Dietrich Bonhoeffer (1906 - 1945)

German

            Dietrich Bonhoeffer (German: 4 February 1906 – 9 April 1945) was a German pastor, theologian, spy, anti-Nazi dissident, and key founding member of the Confessing Church. His writings on Christianity's role in the secular world have become widely influential, and his book The Cost of Discipleship has become a modern classic.

            Apart from his theological writings, Bonhoeffer was known for his staunch resistance to Nazi dictatorship, including vocal opposition to Hitler's euthanasia program and genocidal persecution of the Jews.

            He was arrested in April 1943 by the Gestapo and imprisoned at Tegel prison for one and a half years. Later he was transferred to a Nazi concentration camp. After being associated with the plot to assassinate Adolf Hitler, he was quickly tried, along with other accused plotters, including former members of the Abwehr (the German Military Intelligence Office), and then executed by hanging on 9 April 1945 as the Nazi regime was collapsing.

            After returning to Germany in 1931, Bonhoeffer became a lecturer in systematic theology at the University of Berlin. Deeply interested in ecumenism, he was appointed by the World Alliance for Promoting International Friendship through the Churches (a forerunner of the World Council of Churches) as one of its three European youth secretaries.

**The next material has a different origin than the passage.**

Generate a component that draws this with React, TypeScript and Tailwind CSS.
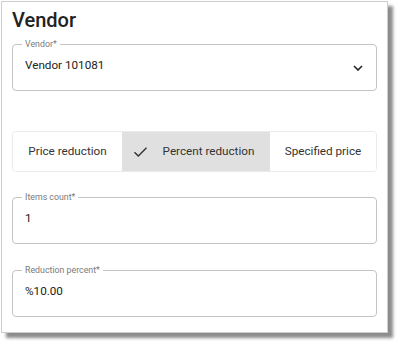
import React from 'react';

const FONT = { fontFamily: 'Roboto, "Liberation Sans", sans-serif' };

function OutlinedField({ label, value, trailing, className = '' }: {
  label: string;
  value: string;
  trailing?: React.ReactNode;
  className?: string;
}) {
  return (
    <div className={`relative h-[47px] rounded-[4px] border border-[#c4c4c4] flex items-center pl-[12px] pr-[13px] pb-[3px] ${className}`}>
      {/* notched label */}
      <span className="absolute -top-[6px] left-[9px] bg-white px-[3px] text-[8.8px] leading-[11px] text-[#7a7a7a]">
        {label}
      </span>
      <span className="flex-1 text-[11.7px] text-[#222]">{value}</span>
      {trailing}
    </div>
  );
}

function Chevron() {
  return (
    <svg width="10" height="6" viewBox="0 0 10 6" className="mt-[3px]">
      <path d="M1 1 L5 5 L9 1" fill="none" stroke="#222" strokeWidth="1.6" />
    </svg>
  );
}

function Check() {
  return (
    <svg width="15" height="12" viewBox="0 0 15 12">
      <path d="M1.5 6.2 L5.3 10 L13.5 1.8" fill="none" stroke="#333" strokeWidth="1.4" />
    </svg>
  );
}

export default function App() {
  const options = [
    { label: 'Price reduction', w: 'w-[109px]', selected: false },
    { label: 'Percent reduction', w: 'w-[148px] pr-[5px]', selected: true },
    { label: 'Specified price', w: 'flex-1', selected: false },
  ];

  return (
    <div className="bg-white w-[400px] h-[345px]" style={FONT}>
      <div className="ml-px mt-px w-[387px] h-[332px] border border-[#cdcdcd] bg-white shadow-[5px_5px_3px_rgba(0,0,0,0.45)] px-[10px] pt-[6px]">
        <h2 className="text-[20px] leading-[24px] font-medium text-[#222]">Vendor</h2>

        <OutlinedField
          className="mt-[12px]"
          label="Vendor*"
          value="Vendor 101081"
          trailing={<Chevron />}
        />

        {/* reduction type toggle */}
        <div className="mt-[40px] h-[41px] rounded-[4px] border border-[#ebebeb] flex overflow-hidden">
          {options.map(o => (
            <div
              key={o.label}
              className={`${o.w} flex items-center justify-center gap-[15px] text-[11.7px] text-[#333] ${
                o.selected ? 'bg-[#e0e0e0]' : 'bg-white'
              }`}
            >
              {o.selected && <Check />}
              <span>{o.label}</span>
            </div>
          ))}
        </div>

        <OutlinedField className="mt-[25px]" label="Items count*" value="1" />
        <OutlinedField className="mt-[26px]" label="Reduction percent*" value="%10.00" />
      </div>
    </div>
  );
}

            At this time he seems to have undergone something of a personal conversion from being a theologian primarily attracted to the intellectual side of Christianity to being a dedicated man of faith, resolved to carry out the teaching of Christ as he found it revealed in the Gospels. On 15 November 1931—at the age of 25—he was ordained at the Old-Prussian United St. Matthew's Church (German: St. Matthäuskirche) in Berlin.